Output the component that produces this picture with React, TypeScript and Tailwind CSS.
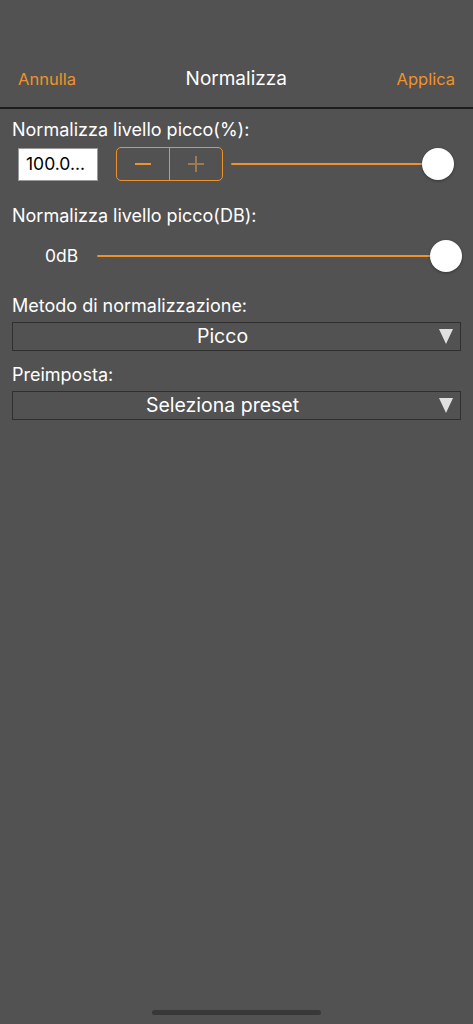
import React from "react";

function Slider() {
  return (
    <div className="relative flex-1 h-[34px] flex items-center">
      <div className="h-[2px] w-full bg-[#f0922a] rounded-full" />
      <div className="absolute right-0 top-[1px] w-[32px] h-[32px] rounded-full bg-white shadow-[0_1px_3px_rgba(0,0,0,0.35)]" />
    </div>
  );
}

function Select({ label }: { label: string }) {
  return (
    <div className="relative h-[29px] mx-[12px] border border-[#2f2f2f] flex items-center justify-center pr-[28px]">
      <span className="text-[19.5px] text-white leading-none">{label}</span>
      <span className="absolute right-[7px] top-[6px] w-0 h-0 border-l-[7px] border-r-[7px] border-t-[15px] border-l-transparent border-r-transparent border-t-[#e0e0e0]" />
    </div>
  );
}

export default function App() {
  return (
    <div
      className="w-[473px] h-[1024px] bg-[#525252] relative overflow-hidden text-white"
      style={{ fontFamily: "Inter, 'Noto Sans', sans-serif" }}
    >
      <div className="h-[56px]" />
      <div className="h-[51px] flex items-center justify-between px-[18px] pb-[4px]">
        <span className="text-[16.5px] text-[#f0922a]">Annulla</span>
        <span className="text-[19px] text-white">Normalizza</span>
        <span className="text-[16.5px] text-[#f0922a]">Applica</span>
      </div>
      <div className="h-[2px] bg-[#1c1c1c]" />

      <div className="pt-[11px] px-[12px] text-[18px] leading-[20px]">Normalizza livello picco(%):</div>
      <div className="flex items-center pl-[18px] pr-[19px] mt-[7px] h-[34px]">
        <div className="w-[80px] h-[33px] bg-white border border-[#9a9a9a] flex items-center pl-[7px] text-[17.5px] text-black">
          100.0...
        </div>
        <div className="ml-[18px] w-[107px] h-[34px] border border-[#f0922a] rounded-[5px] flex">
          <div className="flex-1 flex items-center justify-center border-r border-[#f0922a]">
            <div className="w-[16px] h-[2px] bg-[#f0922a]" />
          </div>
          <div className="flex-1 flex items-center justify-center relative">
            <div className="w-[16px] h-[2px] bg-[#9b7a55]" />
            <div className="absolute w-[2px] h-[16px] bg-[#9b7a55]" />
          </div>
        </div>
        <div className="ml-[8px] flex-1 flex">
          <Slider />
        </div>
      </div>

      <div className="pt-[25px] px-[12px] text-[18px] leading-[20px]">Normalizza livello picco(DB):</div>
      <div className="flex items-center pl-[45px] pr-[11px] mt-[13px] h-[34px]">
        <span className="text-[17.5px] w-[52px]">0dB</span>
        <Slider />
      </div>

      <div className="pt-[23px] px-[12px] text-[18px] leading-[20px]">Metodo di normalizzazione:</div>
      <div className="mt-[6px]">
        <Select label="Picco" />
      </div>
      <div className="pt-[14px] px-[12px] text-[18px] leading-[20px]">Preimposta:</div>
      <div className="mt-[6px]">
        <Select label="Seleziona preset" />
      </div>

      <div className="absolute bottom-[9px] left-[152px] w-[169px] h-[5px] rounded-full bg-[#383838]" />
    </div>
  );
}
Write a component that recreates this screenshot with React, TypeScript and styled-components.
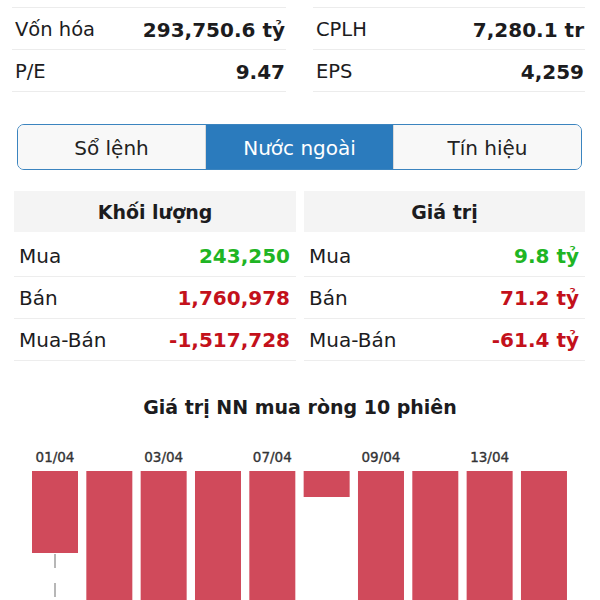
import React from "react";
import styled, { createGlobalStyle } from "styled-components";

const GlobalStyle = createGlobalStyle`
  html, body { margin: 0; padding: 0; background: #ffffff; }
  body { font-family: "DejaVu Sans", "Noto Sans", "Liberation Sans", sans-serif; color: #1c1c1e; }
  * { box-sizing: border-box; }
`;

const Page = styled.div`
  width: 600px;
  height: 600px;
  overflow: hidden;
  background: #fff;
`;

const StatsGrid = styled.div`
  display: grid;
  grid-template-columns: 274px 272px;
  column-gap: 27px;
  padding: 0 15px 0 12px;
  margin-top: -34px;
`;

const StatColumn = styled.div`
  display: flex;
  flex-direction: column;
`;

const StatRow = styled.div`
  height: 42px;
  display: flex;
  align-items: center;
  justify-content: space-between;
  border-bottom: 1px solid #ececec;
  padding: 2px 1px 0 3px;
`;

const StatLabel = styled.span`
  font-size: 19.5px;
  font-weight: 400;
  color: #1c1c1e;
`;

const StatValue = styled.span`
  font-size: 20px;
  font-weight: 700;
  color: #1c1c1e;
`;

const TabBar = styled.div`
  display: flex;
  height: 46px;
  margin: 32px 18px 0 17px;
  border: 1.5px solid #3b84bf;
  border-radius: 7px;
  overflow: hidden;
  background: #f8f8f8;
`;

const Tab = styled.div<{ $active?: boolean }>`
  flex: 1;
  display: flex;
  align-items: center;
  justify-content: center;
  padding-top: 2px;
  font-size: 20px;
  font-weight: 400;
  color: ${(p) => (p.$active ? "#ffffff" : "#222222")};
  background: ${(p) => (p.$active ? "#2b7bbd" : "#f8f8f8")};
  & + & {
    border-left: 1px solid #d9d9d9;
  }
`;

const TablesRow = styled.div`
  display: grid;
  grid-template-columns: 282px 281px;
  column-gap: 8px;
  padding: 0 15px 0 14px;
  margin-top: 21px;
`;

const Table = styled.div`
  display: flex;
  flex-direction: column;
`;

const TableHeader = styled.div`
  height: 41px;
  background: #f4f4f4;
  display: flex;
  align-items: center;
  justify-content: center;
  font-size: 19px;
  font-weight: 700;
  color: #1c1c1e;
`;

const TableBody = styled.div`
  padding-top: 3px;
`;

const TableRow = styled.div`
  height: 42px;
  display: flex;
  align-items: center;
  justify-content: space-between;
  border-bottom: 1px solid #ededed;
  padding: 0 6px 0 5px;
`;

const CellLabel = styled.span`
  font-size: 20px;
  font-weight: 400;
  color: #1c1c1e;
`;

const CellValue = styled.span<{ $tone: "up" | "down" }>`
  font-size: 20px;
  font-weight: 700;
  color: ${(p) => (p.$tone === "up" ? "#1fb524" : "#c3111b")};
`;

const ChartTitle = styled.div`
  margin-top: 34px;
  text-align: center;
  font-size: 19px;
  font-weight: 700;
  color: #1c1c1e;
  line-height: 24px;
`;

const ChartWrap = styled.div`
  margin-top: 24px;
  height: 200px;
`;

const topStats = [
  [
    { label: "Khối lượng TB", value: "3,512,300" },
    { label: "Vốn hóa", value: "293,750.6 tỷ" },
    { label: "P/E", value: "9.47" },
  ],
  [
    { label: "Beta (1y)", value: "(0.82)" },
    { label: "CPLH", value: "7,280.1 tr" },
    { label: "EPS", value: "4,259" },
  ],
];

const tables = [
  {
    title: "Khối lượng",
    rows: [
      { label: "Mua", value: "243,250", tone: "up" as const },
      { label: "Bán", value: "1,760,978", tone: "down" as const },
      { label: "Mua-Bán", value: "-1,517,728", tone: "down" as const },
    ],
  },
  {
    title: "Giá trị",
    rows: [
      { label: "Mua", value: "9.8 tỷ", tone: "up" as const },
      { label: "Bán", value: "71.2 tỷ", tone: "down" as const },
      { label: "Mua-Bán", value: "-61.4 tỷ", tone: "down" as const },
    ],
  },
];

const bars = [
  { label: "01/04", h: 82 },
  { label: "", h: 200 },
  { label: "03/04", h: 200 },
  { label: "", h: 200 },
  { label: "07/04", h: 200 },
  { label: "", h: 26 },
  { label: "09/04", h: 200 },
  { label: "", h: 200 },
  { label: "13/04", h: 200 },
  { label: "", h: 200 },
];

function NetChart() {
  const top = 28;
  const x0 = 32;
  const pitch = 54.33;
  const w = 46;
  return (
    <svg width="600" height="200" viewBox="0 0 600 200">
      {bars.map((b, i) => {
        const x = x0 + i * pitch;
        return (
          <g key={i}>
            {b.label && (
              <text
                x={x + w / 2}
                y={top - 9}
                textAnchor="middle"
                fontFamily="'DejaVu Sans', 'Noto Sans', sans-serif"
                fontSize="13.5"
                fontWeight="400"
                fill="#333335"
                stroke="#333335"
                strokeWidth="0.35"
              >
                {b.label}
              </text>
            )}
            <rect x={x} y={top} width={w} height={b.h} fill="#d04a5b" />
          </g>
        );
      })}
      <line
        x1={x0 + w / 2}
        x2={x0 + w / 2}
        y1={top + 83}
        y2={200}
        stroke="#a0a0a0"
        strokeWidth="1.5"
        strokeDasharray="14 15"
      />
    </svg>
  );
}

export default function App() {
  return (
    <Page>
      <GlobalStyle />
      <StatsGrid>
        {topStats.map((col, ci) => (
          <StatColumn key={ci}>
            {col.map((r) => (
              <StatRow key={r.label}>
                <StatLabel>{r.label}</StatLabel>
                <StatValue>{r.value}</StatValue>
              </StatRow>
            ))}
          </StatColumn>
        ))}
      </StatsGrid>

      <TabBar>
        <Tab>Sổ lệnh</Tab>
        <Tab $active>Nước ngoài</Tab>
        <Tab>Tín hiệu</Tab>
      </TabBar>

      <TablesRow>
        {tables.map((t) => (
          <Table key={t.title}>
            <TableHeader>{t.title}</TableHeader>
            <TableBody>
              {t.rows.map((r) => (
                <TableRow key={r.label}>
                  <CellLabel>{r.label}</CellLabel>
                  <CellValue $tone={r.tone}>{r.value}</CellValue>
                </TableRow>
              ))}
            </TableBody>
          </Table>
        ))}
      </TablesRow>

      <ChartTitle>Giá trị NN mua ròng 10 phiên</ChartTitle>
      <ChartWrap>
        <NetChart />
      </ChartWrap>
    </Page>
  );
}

EXERCISE TASK:
How many lines in the listing above contain the string "that"? Answer with the number only.

PROBLEM SOLUTION:
2